Monsters, Medics, and Missteps

Scene from The Mummy

Speaking of Jekyll, Russell Crowe is clearly having the most fun of anyone on set. He’s chewing the scenery with such gusto that I’m surprised there were any sets left for the sequels. Russell Crowe’s Henry Jekyll is doing an accent that sounds like he’s trying to pass a kidney stone made of Victorian gravel. When he finally transforms into Edward Hyde, it’s not through a grotesque practical effect—something that defined the genre’s peak—but through some gray face paint and a bit of aggressive shoving.
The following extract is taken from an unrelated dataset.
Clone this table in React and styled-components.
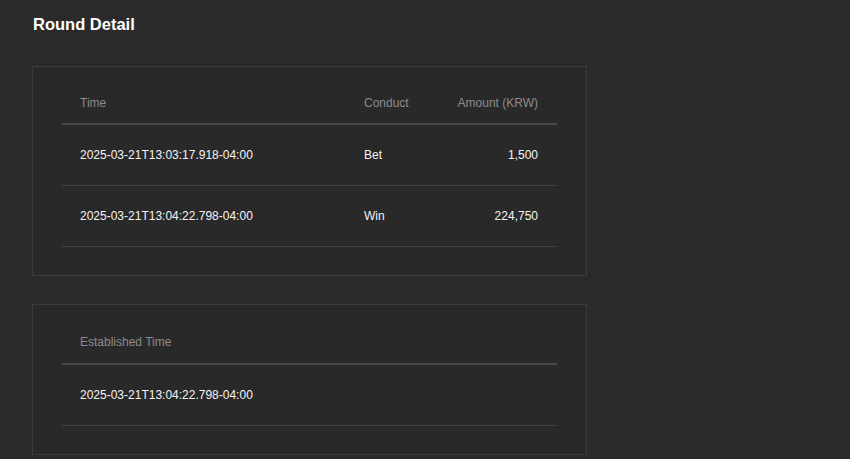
import React from "react";
import styled, { createGlobalStyle } from "styled-components";

const Global = createGlobalStyle`
  html, body { margin: 0; padding: 0; background: #2b2a2b; }
  body { font-family: "Liberation Sans", Arial, sans-serif; }
`;

const Page = styled.div`
  padding: 15px 32px 0 32px;
  width: 555px;
  display: flex;
  flex-direction: column;
`;

const Title = styled.h2`
  margin: 0 0 33px 1px;
  font-size: 16.5px;
  line-height: 18px;
  font-weight: 700;
  color: #ffffff;
`;

const Card = styled.section`
  border: 1px solid #3c3b3d;
  background: #2a292a;
  padding: 15px 29px 28px 29px;
  margin-bottom: ${(p) => p.$mb || 0}px;
`;

const Row = styled.div`
  display: grid;
  grid-template-columns: ${(p) => p.$cols};
  align-items: center;
  height: ${(p) => p.$h}px;
  border-bottom: ${(p) => (p.$head ? "2px solid #4a494b" : "1px solid #424143")};
  box-sizing: border-box;
`;

const Cell = styled.div`
  padding: 0 ${(p) => (p.$right ? 19 : 18)}px 0 18px;
  font-size: 12px;
  color: ${(p) => (p.$head ? "#8c8b8d" : "#f4f4f4")};
  font-weight: 400;
  text-align: ${(p) => (p.$right ? "right" : "left")};
  white-space: nowrap;
`;

const COLS = "284px 88px 1fr";

const rows = [
  { time: "2025-03-21T13:03:17.918-04:00", conduct: "Bet", amount: "1,500" },
  { time: "2025-03-21T13:04:22.798-04:00", conduct: "Win", amount: "224,750" },
];

export default function App() {
  return (
    <>
      <Global />
      <Page>
        <Title>Round Detail</Title>
        <Card $mb={28}>
          <Row $cols={COLS} $h={43} $head>
            <Cell $head>Time</Cell>
            <Cell $head>Conduct</Cell>
            <Cell $head $right>Amount (KRW)</Cell>
          </Row>
          {rows.map((r) => (
            <Row key={r.time} $cols={COLS} $h={61}>
              <Cell>{r.time}</Cell>
              <Cell>{r.conduct}</Cell>
              <Cell $right>{r.amount}</Cell>
            </Row>
          ))}
        </Card>
        <Card>
          <Row $cols="1fr" $h={45} $head>
            <Cell $head>Established Time</Cell>
          </Row>
          <Row $cols="1fr" $h={61}>
            <Cell>2025-03-21T13:04:22.798-04:00</Cell>
          </Row>
        </Card>
      </Page>
    </>
  );
}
The film's screenplay, co-written by Christopher McQuarrie (the man who saved the Mission: Impossible franchise), shows flashes of wit. The banter between Nick and his cursed sidekick Chris Vail, played by a very funny Jake Johnson, feels like a nod to the 1981 classic An American Werewolf in London. But these moments of levity clash violently with the "end of the world" stakes. It’s a film that wants to be scary, funny, and epic, but ends up being a noisy blur of gray-scaled CGI sandstorms and shuffling undead.

In our current era of "Legacy Sequels" and IP dominance, The Mummy serves as a cautionary tale. It’s a reminder that you can’t build a house starting with the roof. You need a foundation—a single, solid movie that people actually like—before you start picking out the wallpaper for the fifth installment.

5 /10

Mixed Bag

Despite the identity crisis, The Mummy isn't a total slog. The plane crash is an all-timer, the production design of the London underground tombs is appropriately creepy, and Brian Tyler's score hits some delightfully bombastic notes. It’s a high-budget curiosity, a relic of a time when Hollywood thought every monster needed a cinematic universe. If you’re looking for a breezy action flick with some cool stunts and you don't mind the "to be continued" vibe that never went anywhere, it’s a perfectly fine way to spend two hours—just don't expect to be "welcomed to a new world" by the time the credits roll.